- Directions for this task
Skip every image and restate the data word for word.

/---

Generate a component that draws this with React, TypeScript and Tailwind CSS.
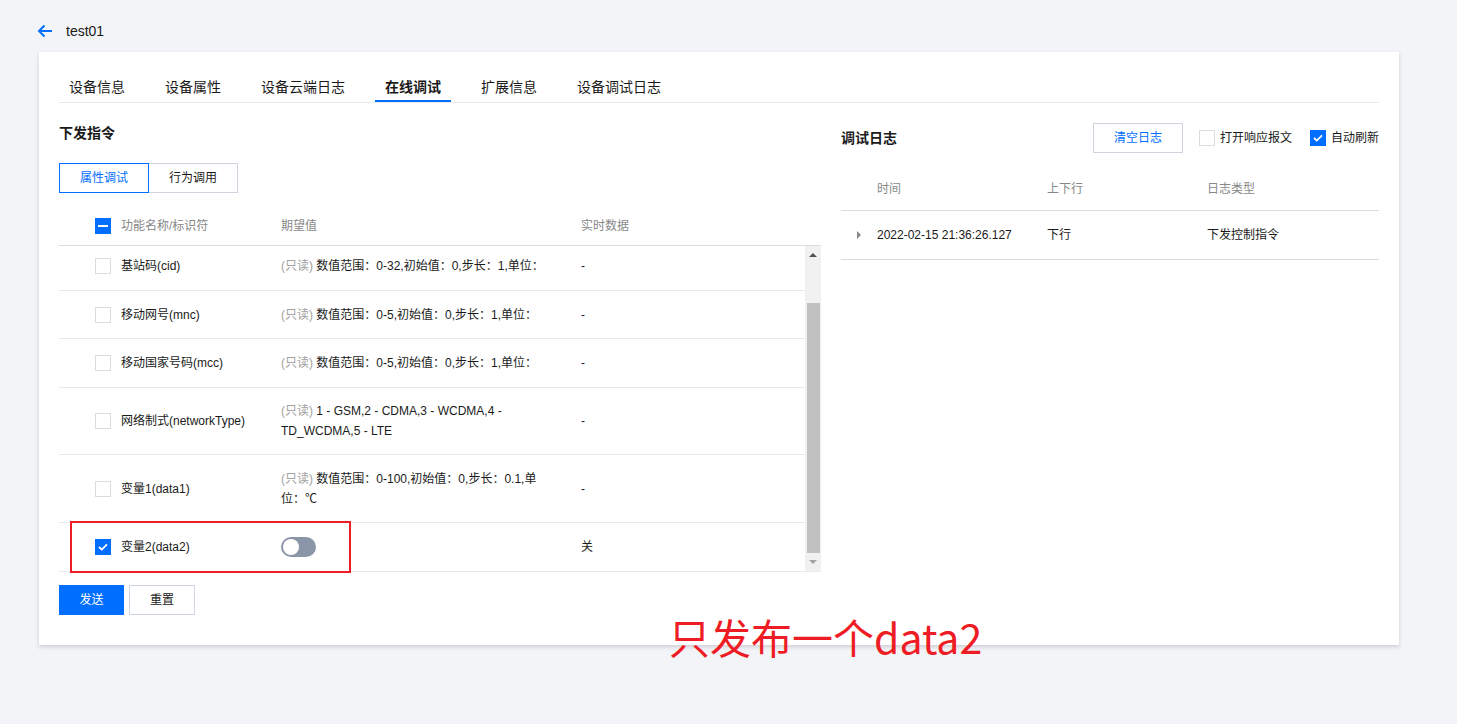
import { useState } from "react";

const FONT = { fontFamily: '"Liberation Sans", "Noto Sans CJK SC", sans-serif' };

function Box({ checked, mixed }: { checked?: boolean; mixed?: boolean }) {
  if (mixed) {
    return (
      <span className="w-4 h-4 bg-[#006eff] flex items-center justify-center shrink-0">
        <span className="w-[10px] h-[2px] bg-white" />
      </span>
    );
  }
  if (checked) {
    return (
      <span className="w-4 h-4 bg-[#006eff] flex items-center justify-center shrink-0">
        <svg width="10" height="8" viewBox="0 0 10 8">
          <path d="M1 4l2.8 2.6L9 1.3" fill="none" stroke="#fff" strokeWidth="1.8" />
        </svg>
      </span>
    );
  }
  return <span className="w-4 h-4 border border-[#dcdcdc] bg-white shrink-0" />;
}

const rows = [
  { name: "基站码(cid)", desc: "数值范围：0-32,初始值：0,步长：1,单位：", val: "-", h: "h-[45px] pb-1" },
  { name: "移动网号(mnc)", desc: "数值范围：0-5,初始值：0,步长：1,单位：", val: "-", h: "h-[48px]" },
  { name: "移动国家号码(mcc)", desc: "数值范围：0-5,初始值：0,步长：1,单位：", val: "-", h: "h-[49px]" },
  {
    name: "网络制式(networkType)",
    desc: "1 - GSM,2 - CDMA,3 - WCDMA,4 - TD_WCDMA,5 - LTE",
    val: "-",
    h: "h-[67px]",
  },
  { name: "变量1(data1)", desc: "数值范围：0-100,初始值：0,步长：0.1,单位：℃", val: "-", h: "h-[68px]" },
];

export default function App() {
  const [tab] = useState("在线调试");
  const tabs = ["设备信息", "设备属性", "设备云端日志", "在线调试", "扩展信息", "设备调试日志"];

  return (
    <div className="relative min-h-[724px] bg-[#f3f4f7] text-[#1a1a1a]" style={FONT}>
      {/* HEADER */}
      <div className="h-[52px] pt-5 px-[37px] flex items-start gap-[13px]">
        <div className="h-[22px] flex items-center">
          <svg width="16" height="14" viewBox="0 0 16 14">
            <path d="M15 7H2M7.5 1.5L2 7l5.5 5.5" fill="none" stroke="#006eff" strokeWidth="2" />
          </svg>
        </div>
        <span className="text-[14px] leading-[22px]">test01</span>
      </div>

      {/* CARD */}
      <div className="ml-[39px] w-[1360px] bg-white shadow-[0_2px_4px_rgba(54,58,80,0.2)] px-5 pb-[30px]">
        {/* TABS */}
        <div className="pt-5 flex gap-5 border-b border-[#e7eaef]">
          {tabs.map((t) => (
            <div
              key={t}
              className={
                "h-[30px] pt-[4px] px-[10px] text-[14px] leading-[22px] border-b-2 " +
                (t === tab ? "border-[#006eff] font-bold" : "border-transparent")
              }
            >
              {t}
            </div>
          ))}
        </div>

        <div className="flex gap-5">
          {/* LEFT */}
          <div className="w-[762px]">
            <div className="mt-[19px] text-[14px] leading-[22px] font-bold">下发指令</div>
            <div className="mt-[19px] flex text-[12px]">
              <div className="w-[90px] h-[30px] border border-[#006eff] text-[#006eff] flex items-center justify-center">
                属性调试
              </div>
              <div className="w-[89px] h-[30px] border border-l-0 border-[#cfd5de] flex items-center justify-center">
                行为调用
              </div>
            </div>

            {/* TABLE HEADER */}
            <div className="mt-[13px] h-[40px] flex items-center border-b border-[#d9dde3] text-[12px] text-[#888]">
              <div className="w-[206px] pl-9 flex items-center gap-[10px]">
                <Box mixed />
                <span>功能名称/标识符</span>
              </div>
              <div className="w-[300px] px-4">期望值</div>
              <div className="px-4">实时数据</div>
            </div>

            {/* TABLE BODY */}
            <div className="flex text-[12px] leading-[20px]">
              <div className="flex-1">
                {rows.map((r) => (
                  <div key={r.name} className={"flex items-center border-b border-[#e7eaef] " + r.h}>
                    <div className="w-[206px] pl-9 flex items-center gap-[10px]">
                      <Box />
                      <span>{r.name}</span>
                    </div>
                    <div className="w-[300px] px-4">
                      <span className="text-[#a2a2a2]">(只读)</span> {r.desc}
                    </div>
                    <div className="px-4">{r.val}</div>
                  </div>
                ))}
                <div className="flex items-center h-[49px] border-b border-[#e7eaef]">
                  <div className="w-[206px] pl-9 flex items-center gap-[10px]">
                    <Box checked />
                    <span>变量2(data2)</span>
                  </div>
                  <div className="w-[300px] px-4">
                    <div className="w-[35px] h-5 rounded-full bg-[#8a95a8] p-[2px] flex items-center">
                      <span className="w-4 h-4 rounded-full bg-white" />
                    </div>
                  </div>
                  <div className="px-4">关</div>
                </div>
              </div>

              {/* SCROLLBAR */}
              <div className="w-4 bg-[#f1f1f1] flex flex-col items-center border-b border-[#e7eaef]">
                <div className="h-[17px] flex items-center justify-center">
                  <span className="w-0 h-0 border-x-4 border-x-transparent border-b-4 border-b-[#505050]" />
                </div>
                <div className="h-[40px]" />
                <div className="w-[13px] h-[250px] bg-[#c1c1c1]" />
                <div className="flex-1 flex items-center justify-center">
                  <span className="w-0 h-0 border-x-4 border-x-transparent border-t-4 border-t-[#a3a3a3]" />
                </div>
              </div>
            </div>

            {/* ACTIONS */}
            <div className="mt-[13px] flex gap-[5px] text-[12px]">
              <button className="w-[65px] h-[30px] bg-[#006eff] text-white">发送</button>
              <button className="w-[66px] h-[30px] border border-[#cfd5de] bg-white">重置</button>
            </div>
          </div>

          {/* RIGHT */}
          <div className="flex-1">
            <div className="mt-5 h-[30px] flex items-center text-[12px]">
              <span className="text-[14px] font-bold">调试日志</span>
              <div className="ml-auto w-[90px] h-[30px] border border-[#cfd5de] text-[#006eff] flex items-center justify-center">
                清空日志
              </div>
              <div className="ml-4 flex items-center gap-[5px]">
                <Box />
                <span>打开响应报文</span>
              </div>
              <div className="ml-[18px] flex items-center gap-[5px]">
                <Box checked />
                <span>自动刷新</span>
              </div>
            </div>

            <div className="mt-[15px] h-[43px] flex items-center border-b border-[#d9dde3] text-[12px] text-[#888]">
              <div className="w-[190px] pl-9">时间</div>
              <div className="w-[160px] px-4">上下行</div>
              <div className="px-4">日志类型</div>
            </div>
            <div className="h-[49px] flex items-center border-b border-[#d9dde3] text-[12px]">
              <div className="w-[190px] pl-[16px] flex items-center">
                <span className="w-0 h-0 border-y-4 border-y-transparent border-l-4 border-l-[#888]" />
                <span className="ml-[16px]">2022-02-15 21:36:26.127</span>
              </div>
              <div className="w-[160px] px-4">下行</div>
              <div className="px-4">下发控制指令</div>
            </div>
          </div>
        </div>
      </div>

      {/* ANNOTATIONS */}
      <div className="absolute left-[70px] top-[521px] w-[281px] h-[52px] border-2 border-[#ee1c25]" />
      <div
        className="absolute left-[669px] top-[616px] text-[41px] leading-none font-normal text-[#ee1c25]"
        style={{ fontFamily: '"Noto Sans CJK SC", sans-serif' }}
      >
        只发布一个data2
      </div>
    </div>
  );
}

\---

- Exercise answer
Generate a component that draws this with React, TypeScript and Tailwind CSS.
import { useState } from "react";

const FONT = { fontFamily: '"Liberation Sans", "Noto Sans CJK SC", sans-serif' };

function Box({ checked, mixed }: { checked?: boolean; mixed?: boolean }) {
  if (mixed) {
    return (
      <span className="w-4 h-4 bg-[#006eff] flex items-center justify-center shrink-0">
        <span className="w-[10px] h-[2px] bg-white" />
      </span>
    );
  }
  if (checked) {
    return (
      <span className="w-4 h-4 bg-[#006eff] flex items-center justify-center shrink-0">
        <svg width="10" height="8" viewBox="0 0 10 8">
          <path d="M1 4l2.8 2.6L9 1.3" fill="none" stroke="#fff" strokeWidth="1.8" />
        </svg>
      </span>
    );
  }
  return <span className="w-4 h-4 border border-[#dcdcdc] bg-white shrink-0" />;
}

const rows = [
  { name: "基站码(cid)", desc: "数值范围：0-32,初始值：0,步长：1,单位：", val: "-", h: "h-[45px] pb-1" },
  { name: "移动网号(mnc)", desc: "数值范围：0-5,初始值：0,步长：1,单位：", val: "-", h: "h-[48px]" },
  { name: "移动国家号码(mcc)", desc: "数值范围：0-5,初始值：0,步长：1,单位：", val: "-", h: "h-[49px]" },
  {
    name: "网络制式(networkType)",
    desc: "1 - GSM,2 - CDMA,3 - WCDMA,4 - TD_WCDMA,5 - LTE",
    val: "-",
    h: "h-[67px]",
  },
  { name: "变量1(data1)", desc: "数值范围：0-100,初始值：0,步长：0.1,单位：℃", val: "-", h: "h-[68px]" },
];

export default function App() {
  const [tab] = useState("在线调试");
  const tabs = ["设备信息", "设备属性", "设备云端日志", "在线调试", "扩展信息", "设备调试日志"];

  return (
    <div className="relative min-h-[724px] bg-[#f3f4f7] text-[#1a1a1a]" style={FONT}>
      {/* HEADER */}
      <div className="h-[52px] pt-5 px-[37px] flex items-start gap-[13px]">
        <div className="h-[22px] flex items-center">
          <svg width="16" height="14" viewBox="0 0 16 14">
            <path d="M15 7H2M7.5 1.5L2 7l5.5 5.5" fill="none" stroke="#006eff" strokeWidth="2" />
          </svg>
        </div>
        <span className="text-[14px] leading-[22px]">test01</span>
      </div>

      {/* CARD */}
      <div className="ml-[39px] w-[1360px] bg-white shadow-[0_2px_4px_rgba(54,58,80,0.2)] px-5 pb-[30px]">
        {/* TABS */}
        <div className="pt-5 flex gap-5 border-b border-[#e7eaef]">
          {tabs.map((t) => (
            <div
              key={t}
              className={
                "h-[30px] pt-[4px] px-[10px] text-[14px] leading-[22px] border-b-2 " +
                (t === tab ? "border-[#006eff] font-bold" : "border-transparent")
              }
            >
              {t}
            </div>
          ))}
        </div>

        <div className="flex gap-5">
          {/* LEFT */}
          <div className="w-[762px]">
            <div className="mt-[19px] text-[14px] leading-[22px] font-bold">下发指令</div>
            <div className="mt-[19px] flex text-[12px]">
              <div className="w-[90px] h-[30px] border border-[#006eff] text-[#006eff] flex items-center justify-center">
                属性调试
              </div>
              <div className="w-[89px] h-[30px] border border-l-0 border-[#cfd5de] flex items-center justify-center">
                行为调用
              </div>
            </div>

            {/* TABLE HEADER */}
            <div className="mt-[13px] h-[40px] flex items-center border-b border-[#d9dde3] text-[12px] text-[#888]">
              <div className="w-[206px] pl-9 flex items-center gap-[10px]">
                <Box mixed />
                <span>功能名称/标识符</span>
              </div>
              <div className="w-[300px] px-4">期望值</div>
              <div className="px-4">实时数据</div>
            </div>

            {/* TABLE BODY */}
            <div className="flex text-[12px] leading-[20px]">
              <div className="flex-1">
                {rows.map((r) => (
                  <div key={r.name} className={"flex items-center border-b border-[#e7eaef] " + r.h}>
                    <div className="w-[206px] pl-9 flex items-center gap-[10px]">
                      <Box />
                      <span>{r.name}</span>
                    </div>
                    <div className="w-[300px] px-4">
                      <span className="text-[#a2a2a2]">(只读)</span> {r.desc}
                    </div>
                    <div className="px-4">{r.val}</div>
                  </div>
                ))}
                <div className="flex items-center h-[49px] border-b border-[#e7eaef]">
                  <div className="w-[206px] pl-9 flex items-center gap-[10px]">
                    <Box checked />
                    <span>变量2(data2)</span>
                  </div>
                  <div className="w-[300px] px-4">
                    <div className="w-[35px] h-5 rounded-full bg-[#8a95a8] p-[2px] flex items-center">
                      <span className="w-4 h-4 rounded-full bg-white" />
                    </div>
                  </div>
                  <div className="px-4">关</div>
                </div>
              </div>

              {/* SCROLLBAR */}
              <div className="w-4 bg-[#f1f1f1] flex flex-col items-center border-b border-[#e7eaef]">
                <div className="h-[17px] flex items-center justify-center">
                  <span className="w-0 h-0 border-x-4 border-x-transparent border-b-4 border-b-[#505050]" />
                </div>
                <div className="h-[40px]" />
                <div className="w-[13px] h-[250px] bg-[#c1c1c1]" />
                <div className="flex-1 flex items-center justify-center">
                  <span className="w-0 h-0 border-x-4 border-x-transparent border-t-4 border-t-[#a3a3a3]" />
                </div>
              </div>
            </div>

            {/* ACTIONS */}
            <div className="mt-[13px] flex gap-[5px] text-[12px]">
              <button className="w-[65px] h-[30px] bg-[#006eff] text-white">发送</button>
              <button className="w-[66px] h-[30px] border border-[#cfd5de] bg-white">重置</button>
            </div>
          </div>

          {/* RIGHT */}
          <div className="flex-1">
            <div className="mt-5 h-[30px] flex items-center text-[12px]">
              <span className="text-[14px] font-bold">调试日志</span>
              <div className="ml-auto w-[90px] h-[30px] border border-[#cfd5de] text-[#006eff] flex items-center justify-center">
                清空日志
              </div>
              <div className="ml-4 flex items-center gap-[5px]">
                <Box />
                <span>打开响应报文</span>
              </div>
              <div className="ml-[18px] flex items-center gap-[5px]">
                <Box checked />
                <span>自动刷新</span>
              </div>
            </div>

            <div className="mt-[15px] h-[43px] flex items-center border-b border-[#d9dde3] text-[12px] text-[#888]">
              <div className="w-[190px] pl-9">时间</div>
              <div className="w-[160px] px-4">上下行</div>
              <div className="px-4">日志类型</div>
            </div>
            <div className="h-[49px] flex items-center border-b border-[#d9dde3] text-[12px]">
              <div className="w-[190px] pl-[16px] flex items-center">
                <span className="w-0 h-0 border-y-4 border-y-transparent border-l-4 border-l-[#888]" />
                <span className="ml-[16px]">2022-02-15 21:36:26.127</span>
              </div>
              <div className="w-[160px] px-4">下行</div>
              <div className="px-4">下发控制指令</div>
            </div>
          </div>
        </div>
      </div>

      {/* ANNOTATIONS */}
      <div className="absolute left-[70px] top-[521px] w-[281px] h-[52px] border-2 border-[#ee1c25]" />
      <div
        className="absolute left-[669px] top-[616px] text-[41px] leading-none font-normal text-[#ee1c25]"
        style={{ fontFamily: '"Noto Sans CJK SC", sans-serif' }}
      >
        只发布一个data2
      </div>
    </div>
  );
}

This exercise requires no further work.